Nota kesepahaman tersebut ditandatangani langsung oleh Menteri Desa, Pembangunan Daerah Tertinggal, dan Transmigrasi, Abdul Halim Iskandar dan Kepala Badan Nasional Penanggulangan Terorisme (BNPT), Komjen Pol Boy Rafli Amar di Kantor Kemendes PDTT, Jakarta, Rabu (9/9/2020).
Menteri Halim mengatakan, sebanyak 74.953 desa membutuhkan mitigasi radikalisme untuk mempertahankan kerukunan dan sikap toleran yang selama ini telah terbangun di perdesaan.
Menurutnya, upaya menjaga sikap toleran di desa akan menjauhkan desa dari paham radikal dan terorisme.
“Di desa sepertinya tida perlu bicara terorisme. Di desa kita bicara tentang mitigasi, pencegahan, toleransi, kemudian saling menghargai. Karena kalau ini semua terbangun maka tidak akan ada intoleranisasi. Kalau tidak ada intoleranisasi tidak akan ada radikalisme, kalau tidak ada radikalisme tidak mungkin ada terorisme,” ujarnya.
Upaya menangkal paham radikal masuk ke desa, kata Mendes, telah ia lakukan dengan menekankan aspek pembangunan desa yang tidak boleh lepas dari akar budaya desa setempat. Meski demikian, pembangunan desa juga tidak menutup diri terhadap terobosan-terobosan baru yang lebih baik.

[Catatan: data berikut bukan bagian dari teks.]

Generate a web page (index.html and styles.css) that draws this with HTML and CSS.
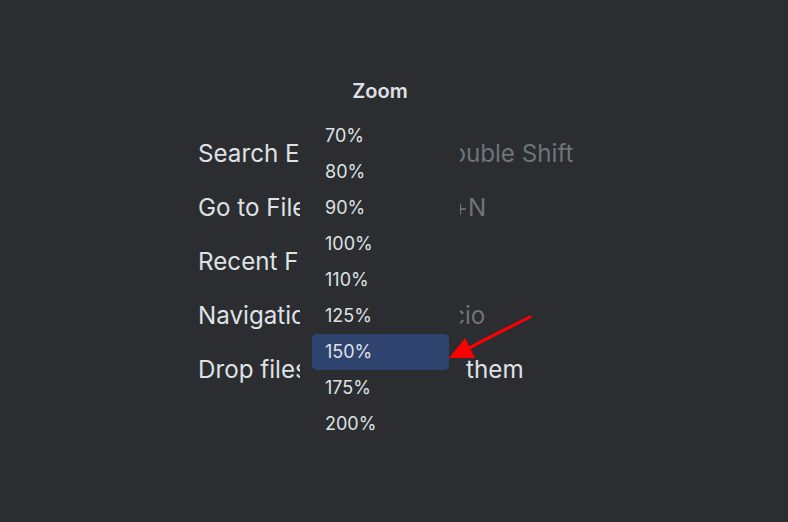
FILE: index.html
```html
<!DOCTYPE html>
<html>
<head>
<meta charset="utf-8">
<link rel="stylesheet" href="styles.css">
</head>
<body>
<div class="screen">
  <div class="hints">
    <div class="hint"><span class="label">Search Everywhere</span><span class="key">Double Shift</span></div>
    <div class="hint"><span class="label">Go to File</span><span class="key">Ctrl+Mayús+N</span></div>
    <div class="hint"><span class="label">Recent Files</span><span class="key">Ctrl+E</span></div>
    <div class="hint"><span class="label">Navigation Bar</span><span class="key">Alt+Inicio</span></div>
    <div class="hint"><span class="label">Drop files here to open them</span></div>
  </div>

  <div class="popup">
    <div class="popup-title">Zoom</div>
    <ul class="menu">
      <li class="item">70%</li>
      <li class="item">80%</li>
      <li class="item">90%</li>
      <li class="item">100%</li>
      <li class="item">110%</li>
      <li class="item">125%</li>
      <li class="item selected">150%</li>
      <li class="item">175%</li>
      <li class="item">200%</li>
    </ul>
  </div>

  <svg class="arrow" width="788" height="522" viewBox="0 0 788 522">
    <path d="M530 317 C 512 326, 480 342, 458 354" fill="none" stroke="#f00" stroke-width="3" stroke-linecap="round"/>
    <polygon points="449,358 465,338 475,358" fill="#f00"/>
  </svg>
</div>
</body>
</html>
```

FILE: styles.css
```css
html, body {
  margin: 0;
  padding: 0;
  background: #2b2d30;
}
.screen {
  position: relative;
  width: 788px;
  height: 522px;
  overflow: hidden;
  font-family: Inter, "Noto Sans", sans-serif;
  color: #dfe1e5;
}
.hints {
  padding: 127px 0 0 198px;
}
.hint {
  height: 54px;
  line-height: 54px;
  font-size: 24.2px;
  white-space: nowrap;
}
.key {
  color: #6f737a;
  margin-left: 13px;
}
.popup {
  position: absolute;
  left: 300px;
  top: 66px;
  width: 160px;
  background: #2b2d30;
  padding-bottom: 12px;
}
.popup-title {
  height: 50px;
  line-height: 50px;
  text-align: center;
  font-size: 20px;
  font-weight: 600;
}
.menu {
  list-style: none;
  margin: 0;
  padding: 2px 0 0 0;
}
.item {
  height: 36px;
  line-height: 36px;
  margin: 0 11px 0 12px;
  padding-left: 13px;
  font-size: 18px;
  border-radius: 5px;
}
.item.selected {
  background: #2e436e;
}
.arrow {
  position: absolute;
  left: 0;
  top: 0;
  pointer-events: none;
}
```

Terkait budaya, lanjutnya, warga desa memiliki kebiasaan warisan nenek moyang yang tidak lepas dari asas kekompakan, kebersamaan, dan saling menghargai berbagai karakter sosial.
Mendes mengatakan pertahanan terhadap akar budaya desa tersebut harus dipertahankan, guna memastikan desa tahan terhadap paham-paham radikal.
“Pembangunan desa yang tidak lepas dari akar budaya itu adalah upaya agar desa mempertahankan tradisi-tradisi bagus. Sebagaimana prinsip yang menjadi pegangan kita yakni mempertahankan tradisi lama yang masih bagus, dan mencari terobosan baru yang lebih baik lagi,” katanya.
Terkait hal tersebut, Kepala BNPT mengatakan, kejahatan terorisme di Indonesia telah berhasil merekrut generasi muda yang berasal dari desa dan kampung-kampung, yang umumnya berusia 18-25 tahun.
Yang paling banyak terkena proses hukum atau yang berhasil diajak untuk menjadi pelaku bom bunuh diri berasal dari generasi muda.
“Kemungkinan mereka (yang berhasil direkrut) kurang pemahaman, kurang pengetahuan di bidang agamanya, kemudian ada pihak yang mempengaruhi mindset alam berpikir mereka dan mereka terbawa,” terang Mantan Kadiv Humas Mabes Polri ini.
Untuk itu, kata Kepala BNPT, selain pembangunan dalam bentuk fisik, pembangunan non fisik juga penting dilakukan untuk membangun ketahanan masyarakat desa terhadap paham-paham radikal.
“Pembangunan non fisik tentunya bagaimana masyarakat desa mengerti, memahami tentang bangsanya, ideolgi bangsanya, hal-hal yang berkaitan dengan ideologi negara, dan prinsip cinta tanah air. Seperti prinsip para ulama di Indonesia yakni Hubbul Wathan Minal Iman,” ujar Mantan Kapolda Banten ini.